Thanks so much for subscribing to this newsletter; I invite you to be a part of the initial audience for Sports Biblio as I launch this week. Here’s a bit more about what I have planned for the site.
And I’d love to hear from you. Please contact me any time at sportsbiblio@gmail.com.
My favorite read of the week
At The Big Lead, Ryan Glasspiegel has this sensational retrospective of the glory days of The Washington Post sports section, starting in the 1980s, under sports editor George Solomon. And the talent in the room! Leonard Shapiro, John Feinstein, Michael Wilbon, Thomas Boswell, Dave Kindred, Ken Denlinger, William Gildea, Tony Kornheiser, Sally Jenkins, Jane Leavy, David Aldridge, J.A. Adande, Christine Brennan, Norman Chad and so many others.
Most are long gone -- only Boswell has remained, and Jenkins left and came back. The television and digital age swept away so much of the talent, as has happened at many other big-city papers. Some, like Feinstein and Leavy, have become better known as sports authors, rather than pundits.
On Saturday, Denlinger died at the age of 73. He was well-regarded for his long-form and and investigative pieces, and as an author. His 1994 book, “For the Glory,” was an even-handed assessment of the Penn State football program under Joe Paterno.
Long before the Jerry Sandusky scandal, Denlinger, a Penn State grad, wasn’t afraid to peel away some of the mythology of the “Joe Pa” facade, but without the bristling self-righteousness of too many writers today.
But wait, there’s so much more to read!
John Walters of Newsweek profiles one of the longest-serving and top-notch college sports information directors in the business, Clemson’s Tim Bourret. He was on hand Saturday night as the Tigers beat Notre Dame. The last time the two teams played, in 1977, Bourret was also in Death Valley, as a Notre Dame student assistant sports information director.
Multi-faceted writer, author and journalist Gregg Easterbrook, who wrote the sharp Tuesday Morning Quarterback NFL blog at ESPN and Slate, has taken his work to the Upshot explainer blog at The New York Times. To fit the Grey Lady’s style dictates, it’s called T.M.Q.
Darryl Dawkins and Moses Malone are the most recent examples, but they aren’t the only ones. Why are so many retired NBA big men dying so young?
Advanced sports stats geeks have something else to call their own: An academic-style research publication. The Journal of Sports Analytics has launched and has issued a call for papers.
The Atlanta Braves are uneasy about taking a statue of Ty Cobb now located at Turner Field with them to their new suburban ballpark. His latest biographer, Charles Leerhsen, speaks out on the subject. The team says it can't take something it doesn't own.

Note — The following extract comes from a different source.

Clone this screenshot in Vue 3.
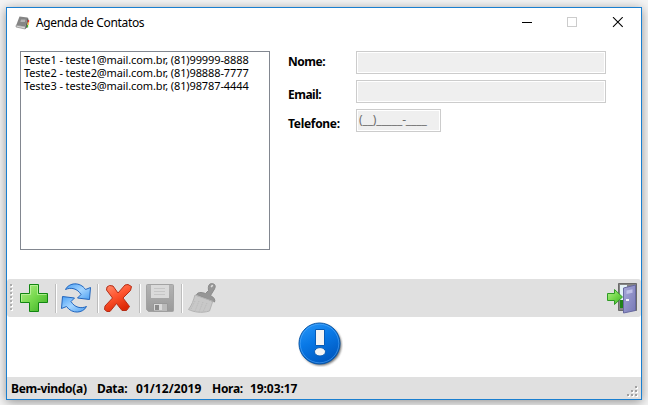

Baseball writer Rob Neyer was asked to write about the sports book that changed his life. His choice: Peter Golenbock’s “Bums: An Oral History of the Brooklyn Dodgers.” Why? “It’s neither objective nor even-handed, so one might argue that it’s not even particularly good history. But it’s real and it’s raw and it’s powerful and it’s tremendously entertaining.”
With the New York Islanders having relocated to Brooklyn, The New Yorker’s Nick Paumgarten writes about the short-lived Brooklyn Americans, who played in the NHL from 1925-42. The business of the NHL up to the end of World War II is explored in a new book, “Joining the Clubs."
Vice Sports has begun a Q and A series with authors, directors and others doing “interesting sports things." First up is Pulitzer Prize-winning journalist Gilbert Gaul, author of “Billion Dollar Ball: A Journey Through the Big-Money Culture of Football.” Money -- ahem -- quote: “I went looking for an example of an efficient college football program, and I couldn't find one. It's truly a revenue theory of costs. You take in every penny and you spend every penny.
Jason Gay, sports columnist at The Wall Street Journal, wrote an expanded Tweet urging readers to give his sports pages a ponder, especially if they are “worn down by the way sports is typically covered.” One of his examples is this nicely crafted piece by Ben Cohen about the “hot hand” theory in basketball. But in the battle for distinctive reads, surely Gay knows it’s as heated a space as the hot takes, clickbait and fomented outrage corners of the sports media universe.